While the courts decide whether or not the deal was approved appropriately, this case shows just how quickly and unexpectedly the fortunes of British Columbia’s metallurgical coal producers have improved in recent years. After all, could a controversial deal like WCC’s 1% royalty be struck today, now that real money is at stake? No way.
After languishing for a decade, metallurgical coal prices have soared to above US$125 per tonne from US$42 two years ago.
The tipping point for metallurgical coal came when China, with its explosion in steel production, began to cut back on its coking coal exports, which fell to no more than 4.2 million tonnes in 2004 from 13 million tonnes in 2002.
Other metallurgical coal users in the region, most notably Japan and South Korea, had to seek out new sources in places such as Canada, and they were willing to pay premium prices to secure supply.

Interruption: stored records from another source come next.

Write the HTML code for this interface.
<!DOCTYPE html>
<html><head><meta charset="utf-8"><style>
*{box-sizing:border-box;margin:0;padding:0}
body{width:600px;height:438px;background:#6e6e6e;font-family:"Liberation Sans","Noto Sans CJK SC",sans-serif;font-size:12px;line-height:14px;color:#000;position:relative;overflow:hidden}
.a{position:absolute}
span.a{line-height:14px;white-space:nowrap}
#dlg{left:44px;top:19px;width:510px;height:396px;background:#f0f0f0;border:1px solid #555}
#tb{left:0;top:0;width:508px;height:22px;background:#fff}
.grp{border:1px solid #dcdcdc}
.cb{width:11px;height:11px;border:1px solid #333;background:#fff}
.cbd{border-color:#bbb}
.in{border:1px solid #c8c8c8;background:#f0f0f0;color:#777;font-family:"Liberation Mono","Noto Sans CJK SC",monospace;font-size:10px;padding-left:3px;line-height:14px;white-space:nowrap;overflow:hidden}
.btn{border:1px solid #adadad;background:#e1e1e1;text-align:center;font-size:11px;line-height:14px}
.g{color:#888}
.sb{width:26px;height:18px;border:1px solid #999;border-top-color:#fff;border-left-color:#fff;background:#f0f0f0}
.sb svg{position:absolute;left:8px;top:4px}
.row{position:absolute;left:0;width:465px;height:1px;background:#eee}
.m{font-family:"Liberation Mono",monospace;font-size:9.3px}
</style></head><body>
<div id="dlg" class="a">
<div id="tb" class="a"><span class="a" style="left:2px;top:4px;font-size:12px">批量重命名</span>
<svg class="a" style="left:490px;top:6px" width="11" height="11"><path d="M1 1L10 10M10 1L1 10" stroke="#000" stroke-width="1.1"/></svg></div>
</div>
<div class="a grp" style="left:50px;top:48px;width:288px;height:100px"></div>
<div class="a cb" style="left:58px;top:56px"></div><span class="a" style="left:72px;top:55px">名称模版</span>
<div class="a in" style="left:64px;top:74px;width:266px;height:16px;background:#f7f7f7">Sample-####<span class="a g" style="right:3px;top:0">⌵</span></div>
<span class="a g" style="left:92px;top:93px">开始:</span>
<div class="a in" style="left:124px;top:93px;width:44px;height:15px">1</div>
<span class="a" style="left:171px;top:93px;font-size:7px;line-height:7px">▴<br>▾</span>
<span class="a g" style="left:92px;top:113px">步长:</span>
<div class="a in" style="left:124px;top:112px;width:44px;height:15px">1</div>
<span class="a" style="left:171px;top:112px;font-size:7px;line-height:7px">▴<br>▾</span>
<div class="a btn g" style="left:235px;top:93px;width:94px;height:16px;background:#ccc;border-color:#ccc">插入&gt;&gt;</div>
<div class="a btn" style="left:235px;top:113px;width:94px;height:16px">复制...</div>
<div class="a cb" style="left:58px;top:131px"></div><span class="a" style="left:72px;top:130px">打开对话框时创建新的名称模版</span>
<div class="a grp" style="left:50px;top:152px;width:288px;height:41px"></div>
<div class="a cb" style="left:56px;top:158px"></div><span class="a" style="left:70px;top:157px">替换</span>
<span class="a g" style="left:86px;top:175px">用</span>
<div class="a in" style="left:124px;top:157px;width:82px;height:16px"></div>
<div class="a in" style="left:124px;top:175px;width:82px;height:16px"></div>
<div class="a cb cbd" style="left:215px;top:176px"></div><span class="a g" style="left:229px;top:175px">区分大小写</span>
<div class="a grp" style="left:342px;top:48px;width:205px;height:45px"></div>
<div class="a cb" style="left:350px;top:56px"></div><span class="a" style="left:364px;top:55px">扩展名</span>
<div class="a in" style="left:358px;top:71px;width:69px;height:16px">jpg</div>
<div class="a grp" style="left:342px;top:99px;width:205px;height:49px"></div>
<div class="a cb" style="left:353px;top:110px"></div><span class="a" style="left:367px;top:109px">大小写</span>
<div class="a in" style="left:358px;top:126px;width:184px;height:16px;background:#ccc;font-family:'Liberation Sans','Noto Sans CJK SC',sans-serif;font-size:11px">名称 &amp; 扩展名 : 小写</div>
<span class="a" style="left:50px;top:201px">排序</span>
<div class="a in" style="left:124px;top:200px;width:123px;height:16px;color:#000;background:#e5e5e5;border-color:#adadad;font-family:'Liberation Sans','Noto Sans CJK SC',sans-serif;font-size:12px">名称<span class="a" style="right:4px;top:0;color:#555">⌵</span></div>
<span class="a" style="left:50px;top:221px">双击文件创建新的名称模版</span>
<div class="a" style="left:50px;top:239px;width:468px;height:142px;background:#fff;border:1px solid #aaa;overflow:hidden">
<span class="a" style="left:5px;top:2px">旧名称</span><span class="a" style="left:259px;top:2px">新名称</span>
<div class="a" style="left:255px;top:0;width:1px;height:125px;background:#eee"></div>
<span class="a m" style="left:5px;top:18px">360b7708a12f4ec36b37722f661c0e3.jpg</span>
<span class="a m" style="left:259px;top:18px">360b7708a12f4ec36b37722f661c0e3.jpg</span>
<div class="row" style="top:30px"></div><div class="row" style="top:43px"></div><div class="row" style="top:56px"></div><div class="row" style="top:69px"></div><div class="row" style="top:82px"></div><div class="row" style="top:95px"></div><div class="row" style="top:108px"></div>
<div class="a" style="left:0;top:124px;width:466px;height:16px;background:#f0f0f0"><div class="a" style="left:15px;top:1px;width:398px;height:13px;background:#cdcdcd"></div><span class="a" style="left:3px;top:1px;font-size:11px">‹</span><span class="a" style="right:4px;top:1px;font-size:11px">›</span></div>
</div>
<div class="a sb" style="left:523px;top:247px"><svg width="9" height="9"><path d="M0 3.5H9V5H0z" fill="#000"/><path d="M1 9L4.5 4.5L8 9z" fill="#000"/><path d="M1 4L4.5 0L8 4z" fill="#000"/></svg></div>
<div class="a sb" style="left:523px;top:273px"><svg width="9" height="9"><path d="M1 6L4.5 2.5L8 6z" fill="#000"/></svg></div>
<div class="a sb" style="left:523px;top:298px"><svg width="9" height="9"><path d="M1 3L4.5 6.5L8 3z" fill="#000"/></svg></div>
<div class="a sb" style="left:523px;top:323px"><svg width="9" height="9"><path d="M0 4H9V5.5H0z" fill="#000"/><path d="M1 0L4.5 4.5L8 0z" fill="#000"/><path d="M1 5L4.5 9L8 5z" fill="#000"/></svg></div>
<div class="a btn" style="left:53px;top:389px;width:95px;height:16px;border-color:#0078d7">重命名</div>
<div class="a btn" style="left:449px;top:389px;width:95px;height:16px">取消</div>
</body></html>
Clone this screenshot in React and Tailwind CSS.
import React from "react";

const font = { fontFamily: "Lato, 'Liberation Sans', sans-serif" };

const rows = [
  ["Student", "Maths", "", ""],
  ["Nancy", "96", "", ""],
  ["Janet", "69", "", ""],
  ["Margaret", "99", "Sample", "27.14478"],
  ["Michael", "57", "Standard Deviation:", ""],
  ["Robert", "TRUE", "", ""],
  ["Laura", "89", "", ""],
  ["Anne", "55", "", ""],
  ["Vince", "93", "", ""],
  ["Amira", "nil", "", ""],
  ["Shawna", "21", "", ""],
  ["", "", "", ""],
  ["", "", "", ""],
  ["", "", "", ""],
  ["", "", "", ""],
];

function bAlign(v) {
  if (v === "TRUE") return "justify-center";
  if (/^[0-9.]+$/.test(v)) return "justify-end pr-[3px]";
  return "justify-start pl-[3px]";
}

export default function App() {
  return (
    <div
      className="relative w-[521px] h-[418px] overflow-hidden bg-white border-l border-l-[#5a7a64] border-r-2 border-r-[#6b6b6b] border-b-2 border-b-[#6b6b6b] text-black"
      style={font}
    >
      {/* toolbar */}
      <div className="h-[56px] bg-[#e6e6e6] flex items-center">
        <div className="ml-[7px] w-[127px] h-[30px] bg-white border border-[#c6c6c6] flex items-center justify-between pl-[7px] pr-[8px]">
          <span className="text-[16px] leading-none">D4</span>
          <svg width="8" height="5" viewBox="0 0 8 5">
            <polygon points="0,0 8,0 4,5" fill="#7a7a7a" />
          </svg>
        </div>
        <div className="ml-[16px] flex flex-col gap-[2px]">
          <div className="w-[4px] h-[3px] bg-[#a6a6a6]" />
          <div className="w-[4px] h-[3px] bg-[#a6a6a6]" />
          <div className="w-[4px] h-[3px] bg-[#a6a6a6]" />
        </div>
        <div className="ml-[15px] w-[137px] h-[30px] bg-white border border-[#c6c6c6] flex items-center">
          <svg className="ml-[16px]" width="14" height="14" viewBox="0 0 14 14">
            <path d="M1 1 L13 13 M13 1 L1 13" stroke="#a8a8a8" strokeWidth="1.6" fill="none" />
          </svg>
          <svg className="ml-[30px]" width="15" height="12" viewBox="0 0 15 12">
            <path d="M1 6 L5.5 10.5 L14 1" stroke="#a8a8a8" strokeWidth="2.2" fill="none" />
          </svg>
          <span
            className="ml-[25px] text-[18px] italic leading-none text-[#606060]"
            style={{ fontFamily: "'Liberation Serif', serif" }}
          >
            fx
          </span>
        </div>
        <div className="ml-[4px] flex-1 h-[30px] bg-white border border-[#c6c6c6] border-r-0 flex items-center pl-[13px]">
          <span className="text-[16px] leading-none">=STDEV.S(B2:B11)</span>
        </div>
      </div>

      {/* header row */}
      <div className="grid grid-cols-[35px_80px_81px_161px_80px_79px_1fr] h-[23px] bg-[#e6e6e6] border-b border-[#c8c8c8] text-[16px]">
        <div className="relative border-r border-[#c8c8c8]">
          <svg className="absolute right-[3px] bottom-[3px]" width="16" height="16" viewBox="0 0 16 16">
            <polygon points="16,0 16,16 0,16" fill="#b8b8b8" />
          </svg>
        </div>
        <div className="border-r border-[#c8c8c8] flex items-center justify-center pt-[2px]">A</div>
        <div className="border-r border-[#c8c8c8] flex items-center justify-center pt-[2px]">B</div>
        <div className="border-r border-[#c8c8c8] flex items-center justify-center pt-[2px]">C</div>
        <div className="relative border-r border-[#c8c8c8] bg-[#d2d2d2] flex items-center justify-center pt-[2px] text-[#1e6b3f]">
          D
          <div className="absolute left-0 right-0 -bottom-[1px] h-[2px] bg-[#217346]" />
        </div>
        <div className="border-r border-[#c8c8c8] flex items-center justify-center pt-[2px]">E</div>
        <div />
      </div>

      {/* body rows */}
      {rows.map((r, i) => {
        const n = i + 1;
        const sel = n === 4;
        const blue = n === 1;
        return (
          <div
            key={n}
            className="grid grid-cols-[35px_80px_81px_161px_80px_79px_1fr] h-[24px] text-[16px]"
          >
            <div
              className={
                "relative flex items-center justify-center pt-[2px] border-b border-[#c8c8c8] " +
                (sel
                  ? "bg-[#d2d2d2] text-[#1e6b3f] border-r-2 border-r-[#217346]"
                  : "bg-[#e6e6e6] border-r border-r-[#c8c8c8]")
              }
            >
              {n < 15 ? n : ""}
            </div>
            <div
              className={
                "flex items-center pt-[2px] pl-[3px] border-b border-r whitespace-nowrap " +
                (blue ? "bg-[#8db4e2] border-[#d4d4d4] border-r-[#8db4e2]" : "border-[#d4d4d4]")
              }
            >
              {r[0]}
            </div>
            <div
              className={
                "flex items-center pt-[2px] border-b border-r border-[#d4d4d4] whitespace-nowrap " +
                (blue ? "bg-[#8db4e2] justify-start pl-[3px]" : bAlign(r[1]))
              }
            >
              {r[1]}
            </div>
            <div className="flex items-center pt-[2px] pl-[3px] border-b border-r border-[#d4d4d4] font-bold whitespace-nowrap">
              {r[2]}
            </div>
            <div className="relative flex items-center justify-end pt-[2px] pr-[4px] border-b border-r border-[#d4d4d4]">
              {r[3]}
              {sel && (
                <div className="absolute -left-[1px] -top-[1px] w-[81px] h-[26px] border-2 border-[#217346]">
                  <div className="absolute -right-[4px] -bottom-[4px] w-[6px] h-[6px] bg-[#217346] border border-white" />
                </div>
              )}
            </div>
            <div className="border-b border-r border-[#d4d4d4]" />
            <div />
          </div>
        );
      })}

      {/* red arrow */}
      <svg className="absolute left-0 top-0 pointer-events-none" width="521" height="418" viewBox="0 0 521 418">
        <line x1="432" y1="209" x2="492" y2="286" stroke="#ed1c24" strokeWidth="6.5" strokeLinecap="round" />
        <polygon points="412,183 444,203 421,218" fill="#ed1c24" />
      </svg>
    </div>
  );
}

The coal industry in British Columbia and Alberta had consolidated earlier in the decade broadly into two massive blocks: the Elk Valley metallurgical coal mines in southeastern British Columbia, which are geared toward export markets, and Luscar’s dominantly thermal coal mines in southern Alberta, which feed power plants in Alberta and Saskatchewan.
Farther east, Saskatchewan’s less-valuable, Luscar-operated lignite mines plodded along and Nova Scotia virtually vacated the coal-mining sector and began importing Colombian coal for its power plants.
However, today in Canada we are seeing the established giants expanding and a new crop of dynamic coal juniors sprouting up, including WCC, NEMI Northern Energy & Mining, Pine Valley Mining, Grande Cache Coal, Fortune Minerals, Cline Mining and Pioneer Coal.
Allen Wright, executive director of the Coal Association of Canada, told an audience at the recent convention of the Prospectors & Developers Association of Canada that the estimated 65.9 million tonnes of coal the country produced in 2004 could be ratcheted up to 75-80 million tonnes annually within the next ten years.
There’s a phrase we haven’t used in The Northern Miner in a long, long while, and it’s true once again: it’s a great time to be in the coal business.